富柏村日剩

香港で2000年02月24日から毎日綴り始めた日記ブログ 現在は身在日本

fookpaktsuen2011-05-10

陰暦四月八日。佛誕。朝六時で気温摂氏24.5度。もうすつかり「もらひ風」の季節でマンションの玄関ドア少し開けておくと同じフロアのご近所より漏れる冷房で廊下から冷気が。これをいたゞく。陋宅の冷房機交換の関係で業者来宅で午前中待機。机に凭りかかり文書整理。昼前に数ヶ月ぶり(少なくても寒くなくなつてから初)で裏山に走る。摂氏32.9度だかで今年最高気温。
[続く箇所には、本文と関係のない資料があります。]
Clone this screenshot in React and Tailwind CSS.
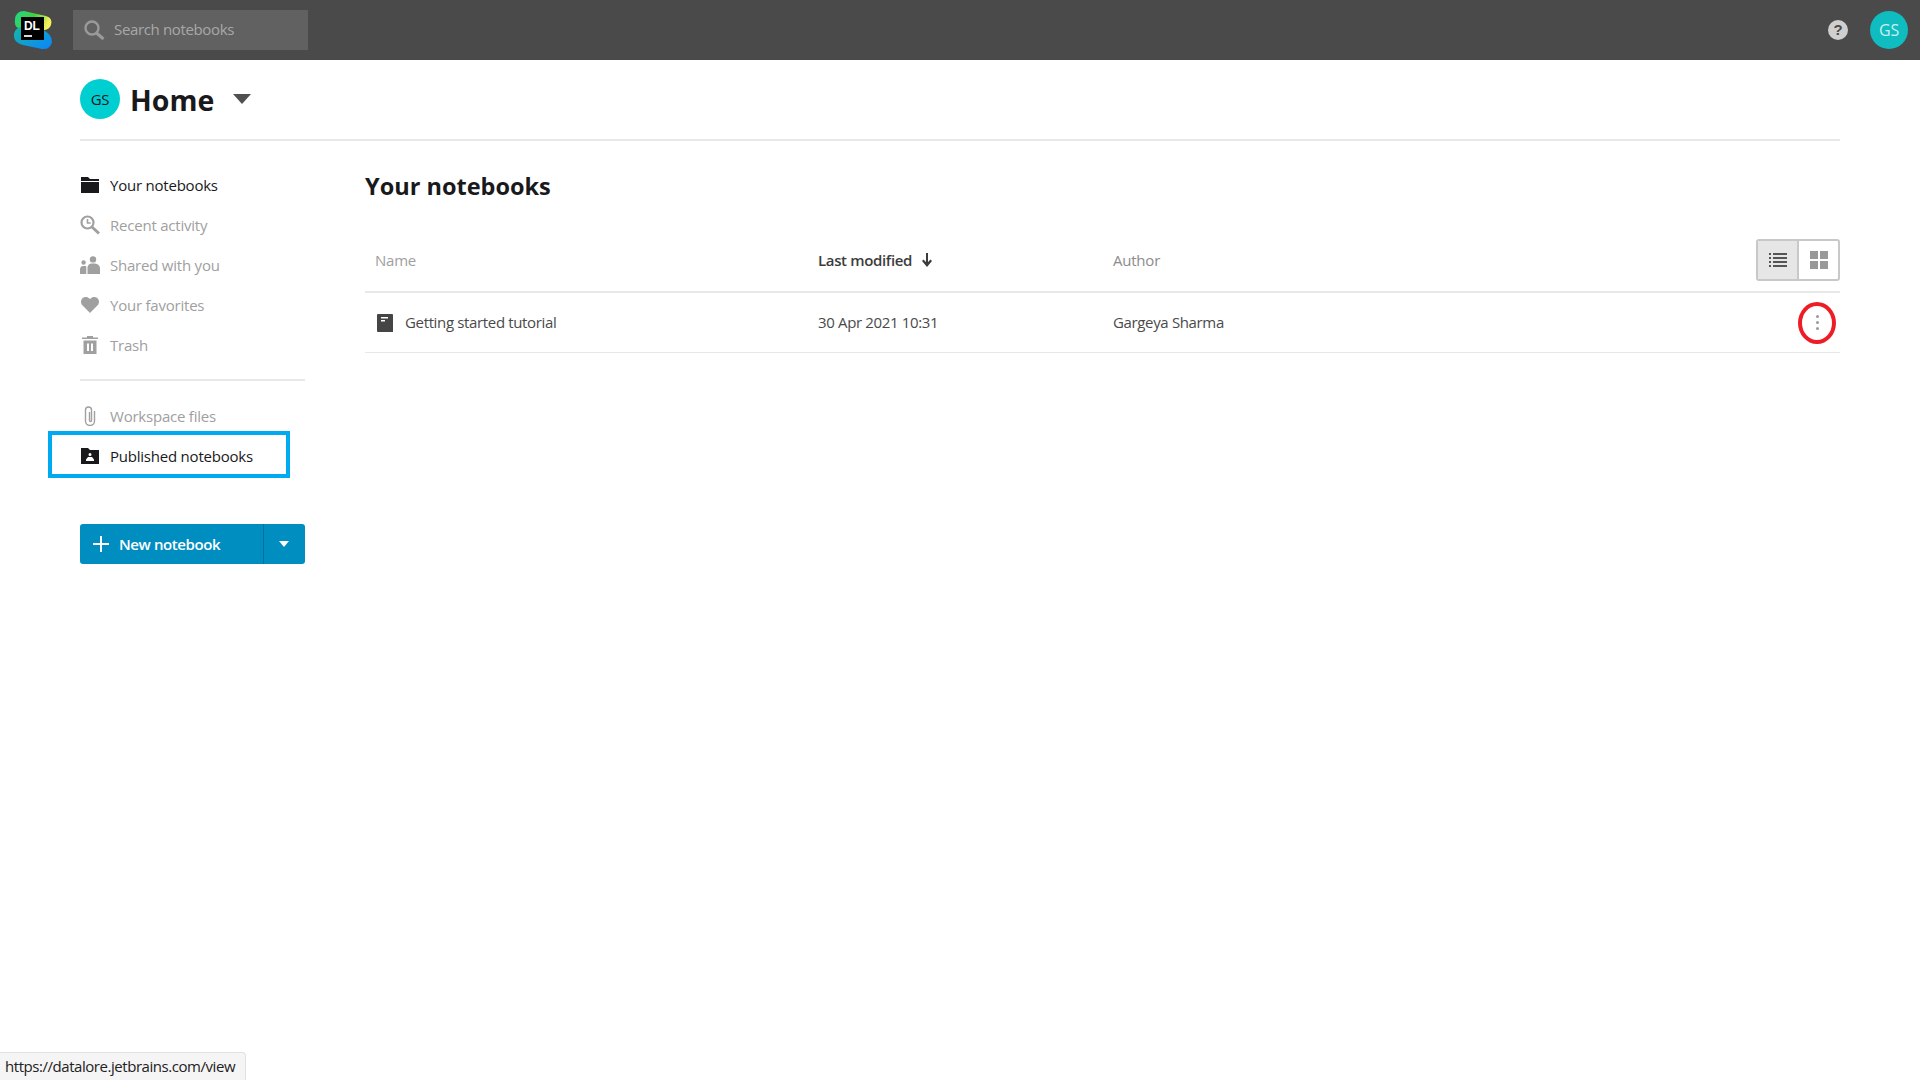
import React from "react";

function Avatar({ className }) {
  return <div className={"rounded-full flex items-center justify-center " + className}>GS</div>;
}

const I = {
  folder: (
    <svg width="18" height="16" viewBox="0 0 18 16"><path d="M0 0h7l2 2h9v2H0zM0 5h18v11H0z" fill="currentColor" /></svg>
  ),
  recent: (
    <svg width="20" height="20" viewBox="0 0 20 20" fill="none" stroke="currentColor"><circle cx="7.5" cy="7.5" r="6" strokeWidth="2.2" /><path d="M7.5 4v4h3.2" strokeWidth="1.6" /><path d="M12 12l7 6.5" strokeWidth="3" /></svg>
  ),
  shared: (
    <svg width="20" height="18" viewBox="0 0 20 18" fill="currentColor"><circle cx="13" cy="3.4" r="3.2" /><path d="M7.5 18v-6.5Q8 8 11 7.5h4q4 .5 5 4V18z" /><circle cx="3.6" cy="6.5" r="2.2" /><path d="M0 18v-5q.5-3 3-3h2.5q.8 0 .8 1V18z" /></svg>
  ),
  heart: (
    <svg width="18" height="16" viewBox="0 0 18 16" fill="currentColor"><path d="M9 16L1.6 8.6C-.5 6.500-.5 3.200 1.500 1.300 3.500-.5 6.800-.4 9 2.100c2.200-2.500 5.500-2.600 7.500-.8 2 1.900 2 5.200-.1 7.300z" /></svg>
  ),
  trash: (
    <svg width="16" height="18" viewBox="0 0 16 18" fill="currentColor"><path d="M5 0h6v1.500h5V3H0V1.500h5zM1.500 4.500h13V18h-13zM5 7.500V15h2V7.500zM9 7.500V15h2V7.500z" fillRule="evenodd" /></svg>
  ),
  clip: (
    <svg width="12" height="20" viewBox="0 0 12 20" fill="none" stroke="currentColor" strokeWidth="1.4"><path d="M10.500 5v10a4.500 4.500 0 0 1-9 0V4a3 3 0 0 1 6 0v10.500a1 1 0 0 1-2 0V6" /></svg>
  ),
  pub: (
    <svg width="18" height="16" viewBox="0 0 18 16"><path fillRule="evenodd" fill="currentColor" d="M0 0h7l2 2h9v14H0zM9 5a1.500 1.500 0 1 0 0 3 1.500 1.500 0 0 0 0-3zM5 13h8v-1.500L11 9H7l-2 2.500z" /></svg>
  ),
};

function NavItem({ icon, label, active }) {
  return (
    <div className={"h-10 flex items-center text-[15px] " + (active ? "text-[#19191c]" : "text-[#a0a0a0]")}>
      <span className="w-[20px] flex justify-center shrink-0">{icon}</span>
      <span className="ml-[10px] whitespace-nowrap">{label}</span>
    </div>
  );
}

export default function App() {
  return (
    <div className="relative w-[1920px] h-[1080px] bg-white overflow-hidden font-['Open_Sans','Noto_Sans',sans-serif] tracking-[-0.22px]">
      {/* Top bar */}
      <header className="h-[60px] bg-[#4a4a4a] flex items-center pl-[13px] pr-[12px]">
        <svg width="42" height="40" viewBox="0 0 42 40" className="shrink-0">
          <defs>
            <linearGradient id="dlA" x1="0" y1="0" x2="1" y2="0.3"><stop offset="0" stopColor="#21d789" /><stop offset="0.55" stopColor="#3fcf3f" /><stop offset="1" stopColor="#f4f05a" /></linearGradient>
            <linearGradient id="dlB" x1="0" y1="0" x2="1" y2="1"><stop offset="0" stopColor="#14b8a6" /><stop offset="1" stopColor="#0a84ff" /></linearGradient>
          </defs>
          <path d="M2 9Q3 1 11 1L33 6Q40 8 38 15Q36 21 28 20L5 18Q1 16 2 9z" fill="url(#dlA)" />
          <path d="M1 27Q0 20 7 17L30 20Q39 24 39 32Q37 40 29 39L10 35Q2 33 1 27z" fill="url(#dlB)" />
          <rect x="8" y="7" width="23" height="23" fill="#000" />
          <text x="11" y="20" fill="#fff" fontSize="12" fontWeight="700" fontFamily="'Liberation Sans',sans-serif">DL</text>
          <rect x="11" y="25" width="8" height="2" fill="#fff" opacity="0.85" />
        </svg>
        <div className="ml-[18px] w-[235px] h-10 bg-[#616161] flex items-center pl-[10px] text-[15px] leading-[38px] text-[#a8a8a8] tracking-[-0.35px]">
          <svg width="22" height="22" viewBox="0 0 22 22" fill="none" stroke="#9a9a9a"><circle cx="9" cy="9" r="6.500" strokeWidth="2.400" /><path d="M13.500 14l7 6" strokeWidth="3" /></svg>
          <span className="ml-[9px] -mt-[2px]">Search notebooks</span>
        </div>
        <div className="ml-auto flex items-center">
          <div className="w-5 h-5 rounded-full bg-[#cfcfcf] flex items-center justify-center text-[15px] font-bold text-[#4a4a4a] font-['Liberation_Sans',sans-serif]">?</div>
          <Avatar className="ml-[22px] w-[38px] h-[38px] bg-[#0fbcc0] text-[#c8f0f0] text-[16px]" />
        </div>
      </header>

      <div className="mx-[80px]">
        {/* Title row */}
        <div className="h-[81px] border-b-2 border-[#e8e8e8] flex items-start pt-[19px]">
          <Avatar className="w-10 h-10 bg-[#00cfd2] text-[#19191c] text-[15px]" />
          <h1 className="ml-[10px] text-[28.5px] leading-[42px] font-bold text-[#19191c] tracking-normal">Home</h1>
          <svg width="18" height="10" viewBox="0 0 18 10" className="ml-[19px] mt-[15px]"><path d="M0 0h18l-9 10z" fill="#505050" /></svg>
        </div>

        <div className="flex">
          {/* Sidebar */}
          <aside className="w-[225px] shrink-0 pt-[24px]">
            <NavItem icon={I.folder} label="Your notebooks" active />
            <NavItem icon={I.recent} label="Recent activity" />
            <NavItem icon={I.shared} label="Shared with you" />
            <NavItem icon={I.heart} label="Your favorites" />
            <NavItem icon={I.trash} label="Trash" />
            <div className="h-[2px] bg-[#e8e8e8] mt-[14px] mb-[15px]" />
            <NavItem icon={I.clip} label="Workspace files" />
            <NavItem icon={I.pub} label="Published notebooks" active />
            <div className="mt-[48px] h-10 rounded-[3px] bg-[#008dc0] text-white flex items-center">
              <div className="w-[184px] h-full flex items-center pl-[13px] border-r border-[#00719a]">
                <svg width="16" height="16" viewBox="0 0 16 16"><path d="M7 0h2v7h7v2H9v7H7V9H0V7h7z" fill="#fff" /></svg>
                <span className="ml-[10px] text-[15px] font-semibold whitespace-nowrap tracking-[-0.4px]">New notebook</span>
              </div>
              <div className="flex-1 flex justify-center pr-[2px]">
                <svg width="10" height="6" viewBox="0 0 10 6"><path d="M0 0h10L5 6z" fill="#fff" /></svg>
              </div>
            </div>
          </aside>

          {/* Main */}
          <main className="ml-[60px] flex-1 pt-[23px]">
            <h2 className="text-[23.5px] leading-[44px] font-bold text-[#19191c] tracking-normal">Your notebooks</h2>
            <div className="mt-[31px] h-[54px] border-b-2 border-[#e8e8e8] flex items-start text-[15px]">
              <div className="w-[453px] pl-[10px] pt-[10px] text-[#a0a0a0]">Name</div>
              <div className="w-[295px] pt-[10px] font-semibold text-[#3c3c3c] flex items-center tracking-[-0.35px]">
                Last modified
                <svg width="10" height="14" viewBox="0 0 10 14" className="ml-[10px]"><path d="M4 0h2v9l2.500-2.500L10 8l-5 6-5-6 1.500-1.500L4 9z" fill="#3c3c3c" /></svg>
              </div>
              <div className="pt-[10px] text-[#8c8c8c]">Author</div>
              <div className="ml-auto w-[84px] h-[42px] flex border-2 border-[#c8c8c8] rounded-[3px] overflow-hidden">
                <div className="w-[41px] bg-[#e6e6e6] border-r-2 border-[#c8c8c8] flex items-center justify-center">
                  <svg width="18" height="18" viewBox="0 0 18 18" fill="#555"><path d="M0 2h2v2H0zM0 6h2v2H0zM0 10h2v2H0zM0 14h2v2H0zM4 2h14v2H4zM4 6h14v2H4zM4 10h14v2H4zM4 14h14v2H4z" /></svg>
                </div>
                <div className="flex-1 flex items-center justify-center">
                  <svg width="18" height="18" viewBox="0 0 18 18" fill="#999"><path d="M0 0h8v8H0zM10 0h8v8h-8zM0 10h8v8H0zM10 10h8v8h-8z" /></svg>
                </div>
              </div>
            </div>
            <div className="h-[60px] border-b border-[#e8e8e8] flex items-center text-[15px] text-[#4a4a4a] tracking-[-0.35px]">
              <div className="w-[453px] pl-[12px] flex items-center">
                <svg width="16" height="18" viewBox="0 0 16 18"><path fillRule="evenodd" fill="#454545" d="M1 0h14a1 1 0 0 1 1 1v17H1a1 1 0 0 1-1-1V1a1 1 0 0 1 1-1zM4 3v1.500h7V3zM4 6v1.500h4V6z" /></svg>
                <span className="ml-[12px]">Getting started tutorial</span>
              </div>
              <div className="w-[295px]">30 Apr 2021 10:31</div>
              <div>Gargeya Sharma</div>
              <div className="ml-auto mr-[21px] flex flex-col gap-[3px]">
                <span className="w-[3px] h-[3px] rounded-full bg-[#999]" />
                <span className="w-[3px] h-[3px] rounded-full bg-[#999]" />
                <span className="w-[3px] h-[3px] rounded-full bg-[#999]" />
              </div>
            </div>
          </main>
        </div>
      </div>

      {/* Annotations */}
      <div className="absolute left-[48px] top-[431px] w-[242px] h-[47px] border-[4px] border-[#00aaf0]" />
      <div className="absolute left-[1798px] top-[302px] w-[38px] h-[42px] rounded-[50%] border-[4px] border-[#ee1c25]" />

      {/* Status bubble */}
      <div className="absolute left-0 bottom-0 w-[246px] h-[28px] bg-[#f5f5f5] border-t border-r border-[#e2e2e2] rounded-tr-[4px] pl-[5px] text-[15px] leading-[26px] text-[#222] whitespace-nowrap tracking-[-0.45px]">
        https://datalore.jetbrains.com/view
      </div>
    </div>
  );
}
暑さ、さらに久々に屋外で走つたので(香港マラソン以来初?)ふら/\。走つてゐてゲップがドリアンなのは流石にドリアン好きでも閉口。少しショートカットで90分ほどで下山。ジムに寄り帰宅。夕方、太古坊のEast Endにエール両品脫。Z嬢の招飲受け北角。といつても街市で贔屓の猫(愛称はニョン)を愛で缶ビール購ひ北角碼頭の狗狗公園で夕方に遊ぶ狗眺めビール立ち飲みといふ嗜好。「この時間なら」と早晩に人気の英皇道は奇味小厨に食す。沙薑鶏と焗魚腩で麦酒飲んでゐると(よく麦酒を飲み続けるね、まつたく)窓際の卓だつたが窓を外からコツ/\と叩かれ誰に見つかつたか、と思へば東都は濹東在住のカメラマンM氏と編集者S嬢の二人。さつそく招き入れ夕食の約に向かふ二人と短い時間再会を祝し歓談款語。帰宅してZ嬢仕入れてきた古本で小泉武夫「不味い!」ほんの一篇読み睡魔に襲はれる。
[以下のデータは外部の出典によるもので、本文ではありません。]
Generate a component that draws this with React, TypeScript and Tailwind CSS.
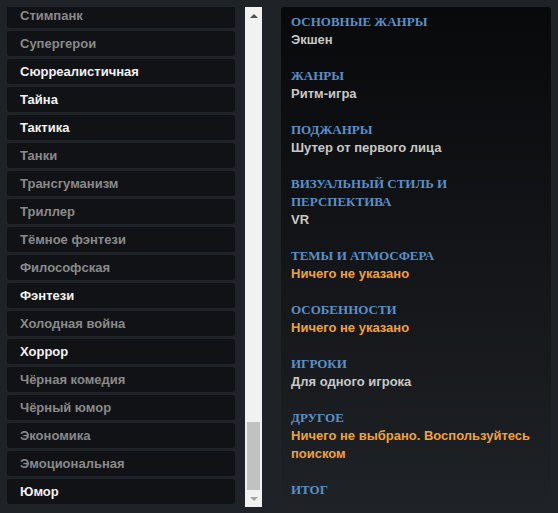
const tags = [
  { name: "Стимпанк", on: false },
  { name: "Супергерои", on: false },
  { name: "Сюрреалистичная", on: true },
  { name: "Тайна", on: true },
  { name: "Тактика", on: true },
  { name: "Танки", on: false },
  { name: "Трансгуманизм", on: false },
  { name: "Триллер", on: false },
  { name: "Тёмное фэнтези", on: false },
  { name: "Философская", on: false },
  { name: "Фэнтези", on: true },
  { name: "Холодная война", on: false },
  { name: "Хоррор", on: true },
  { name: "Чёрная комедия", on: false },
  { name: "Чёрный юмор", on: false },
  { name: "Экономика", on: false },
  { name: "Эмоциональная", on: false },
  { name: "Юмор", on: true },
];

const sections = [
  { title: "Основные жанры", value: "Экшен" },
  { title: "Жанры", value: "Ритм-игра" },
  { title: "Поджанры", value: "Шутер от первого лица" },
  { title: "Визуальный стиль и перспектива", value: "VR" },
  { title: "Темы и атмосфера", value: "Ничего не указано", empty: true },
  { title: "Особенности", value: "Ничего не указано", empty: true },
  { title: "Игроки", value: "Для одного игрока" },
  { title: "Другое", value: "Ничего не выбрано. Воспользуйтесь поиском", empty: true },
  { title: "Итог" },
];

const Scrollbar = () => (
  <div className="w-[17px] shrink-0 bg-[#f1f1f1] flex flex-col items-center">
    <div className="h-[17px] w-full flex items-center justify-center">
      <div className="w-0 h-0 border-l-[4px] border-r-[4px] border-b-[4px] border-l-transparent border-r-transparent border-b-[#505050]" />
    </div>
    <div className="flex-1" />
    <div className="h-[68px] w-[13px] bg-[#c1c1c1]" />
    <div className="h-[17px] w-full flex items-center justify-center">
      <div className="w-0 h-0 border-l-[4px] border-r-[4px] border-t-[4px] border-l-transparent border-r-transparent border-t-[#a3a3a3]" />
    </div>
  </div>
);

export default function App() {
  return (
    <div className="w-[558px] h-[513px] bg-[#1f2226] flex pt-[7px] pl-[7px] overflow-hidden font-['Liberation_Sans',Arial,sans-serif]">
      {/* tag list */}
      <div className="flex h-[500px] shrink-0">
        <div className="w-[228px] overflow-hidden">
          <div className="flex flex-col gap-[3px] -mt-[4px]">
            {tags.map((t) => (
              <div
                key={t.name}
                className={`h-[25px] shrink-0 rounded-[3px] bg-[#111215] pl-[13px] flex items-center text-[13px] font-bold ${
                  t.on ? "text-[#f2f2f2]" : "text-[#8a8a8a]"
                }`}
              >
                {t.name}
              </div>
            ))}
          </div>
        </div>
        <div className="w-[10px]" />
        <Scrollbar />
      </div>

      {/* summary */}
      <div className="ml-[19px] w-[270px] h-[506px] rounded-t-[3px] bg-gradient-to-b from-[#08090b] to-[#1f2226] px-[10px] pt-[6px]">
        <div className="flex flex-col gap-[18px]">
          {sections.map((s) => (
            <div key={s.title} className="text-[13px] leading-[18px]">
              <div className="uppercase font-bold text-[#5a90c8] font-['Liberation_Serif','Times_New_Roman',serif]">
                {s.title}
              </div>
              {s.value && (
                <div className={`font-bold ${s.empty ? "text-[#f0a23a]" : "text-[#c8c8c8]"}`}>{s.value}</div>
              )}
            </div>
          ))}
        </div>
      </div>
    </div>
  );
}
▼蘋果産品への狂気。iPad2の発売で中国内地はWi-Fi +3G型が発売されてゐない?だかで折からの人民元高や関税もあり香港で購入は内地の田舎漢にはお得、で香港で購入してお持ち帰りとなるが関税対象商品で、その結果が「水貨」となり担ぎ屋賑はひあの手この手で香港から深圳への密輸。香港でのiPad2購買のメッカは羅湖(深圳)に近い上水の商場。女子中学生がお小遣ひ稼ぎで放課後にiPad2一台香港側の手配師から受取り深圳に入り指定の引取場所(交通センターにある食堂の厨房裏口……笑)に持参するとHK$100だか至急の由(蘋果)。また上水で未明からiPad2購入の行列に並ぶ十代の若者が赤色の漆喰かけられる椿事あり。この若者が数日前に行列に割り込むだかした廉で同業者?から嫌がらせ。この若者も若者で病院で経過観察の最中に病院抜け出し患者衣のまゝ再び上水に戻りiPad2購入し直後に業者に渡す現場まで新聞記事にあり(明報)。こゝまでして、の狂乱騒ぎ。北京中関村の蘋果商店では並んだ客同士が乱闘騒ぎ、上海では並ぶ客の混乱に警備員(外国籍)が棍棒で客を殴つたの殴らなかつたの、と。で製造する広東省深圳の工場(羅湖からわずか10km!)では最近こそ工賃値上げで従業員の自殺も聞かぬが製造元は薄利で昼夜、人気商品の生産続け(パーツの多くは日本産で販売の巨利は当然、米国の蘋果会社)その製造地元の深圳でのこの密輸狂乱……。当のApple社はマーケティング会社(Millward Brown社)の“the BrandZ Top 100 Most Valuable Global Brands”で1位(前年度はGoogle社)となり(こちら)我が世の春をば謳歌。反面、創業者で代表のスティーブ=ジョブスにつきフォーチュン誌は“Inside Apple”と題して冷徹なる経営者と報告。なんとも世の中「蘋果狂乱」で実際に蘋果産品に囲まれる二十年の蘋果人の一人としてアタシも何もと忸怩たる思ひあり。